How might purpose lend power, substance and meaning to your message? Why does the story matter? What do you really want to say and to what end? Really plumbing the depths of purpose before anything else will give you more control of your storytelling and its impact.
In reality, there are lots of ‘whys’ — and ‘whats’ — in terms of subject matter, themes, goals and objectives. Why also makes all other questions in story planning, creation and dissemination work a lot harder.
Here’s a few diving-off points. If your answers are the same for more than one, see what happens when you dig deeper.
The intention ‘why’
The results and outcomes you want to achieve by telling the story.

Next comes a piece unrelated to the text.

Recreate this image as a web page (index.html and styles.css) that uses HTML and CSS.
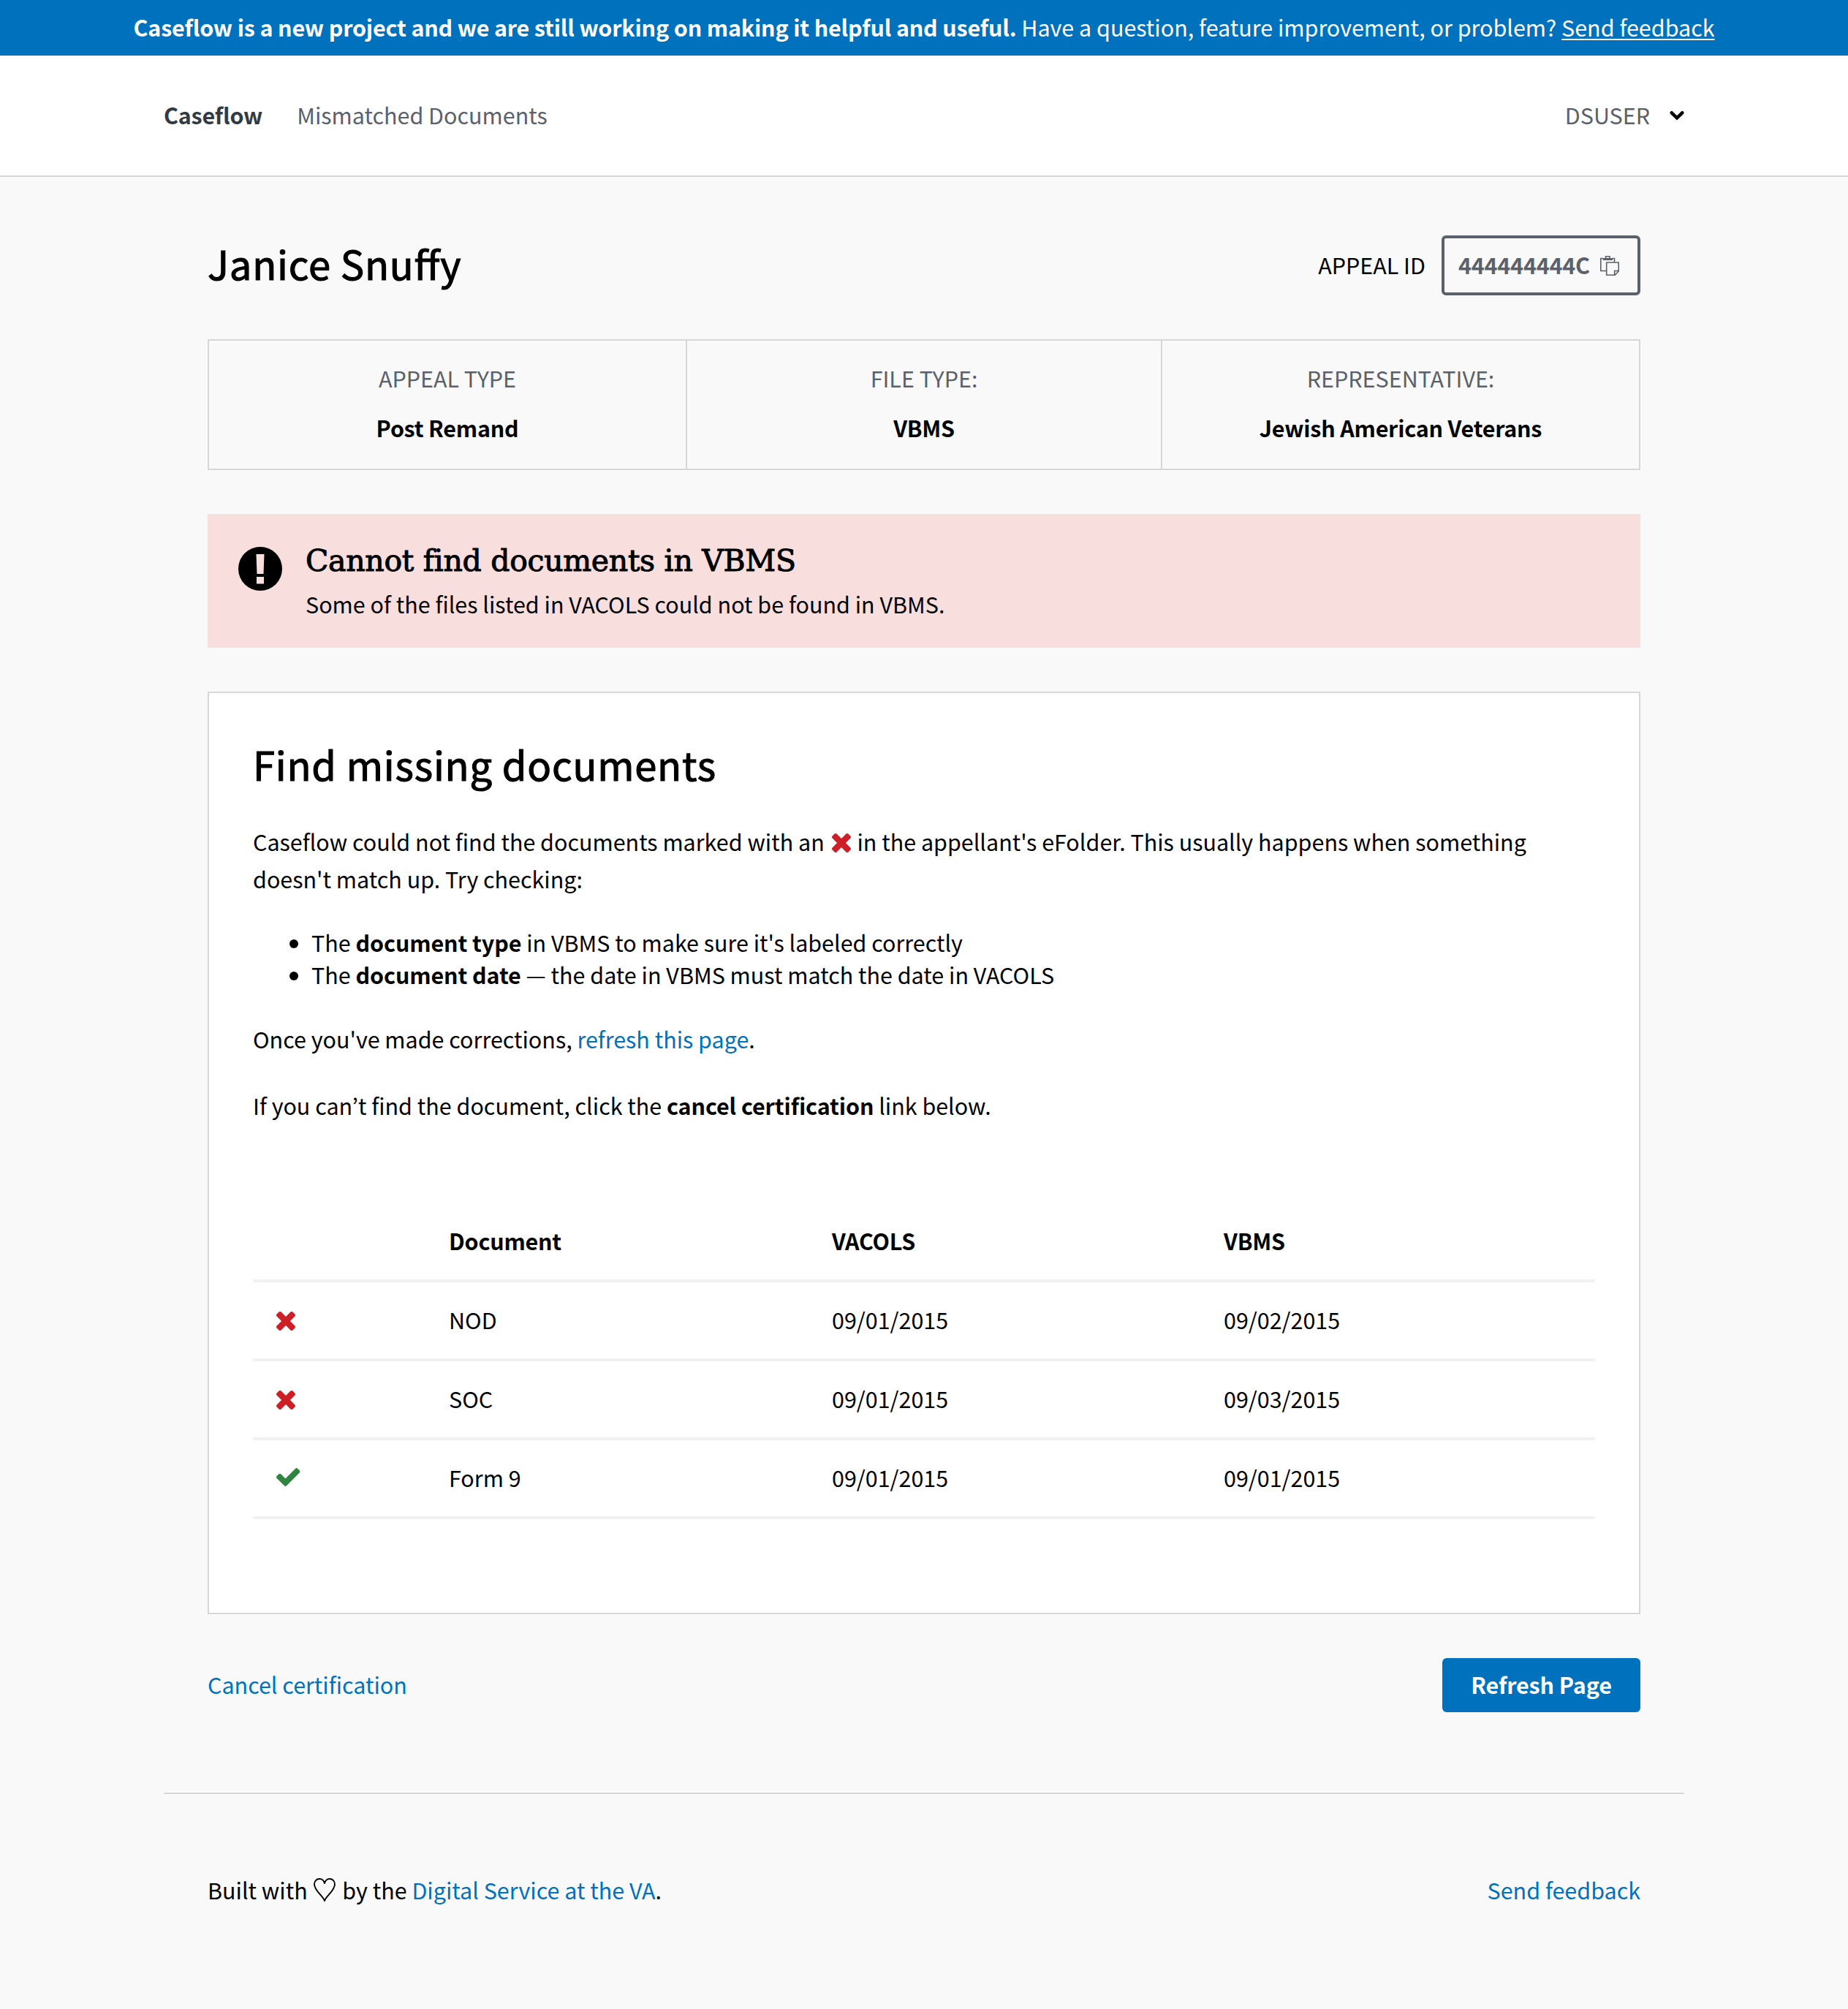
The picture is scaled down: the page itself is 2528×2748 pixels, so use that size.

What we want to achieve through our storytelling should intuitively lay the first few bricks of our strategy building, from the farthest-reaching outcomes to the more immediate or practical objectives.
If the aim is positive change (of, say, perceptions, behaviours, policy), then how will that benefit us (lives improved, needs met, imbalances redressed, etc)? Once we factor in people and how they can participate, we’ll find there’s much more to map out.
Not every story has to have a grand ambition. If it touches just one person’s life, it’s worth telling. But there’s no underestimating the effect it could have once set in motion, however small the ripples. Consider what those ripples could be.
The deeper ‘why’
The existential story driving the purpose of your work.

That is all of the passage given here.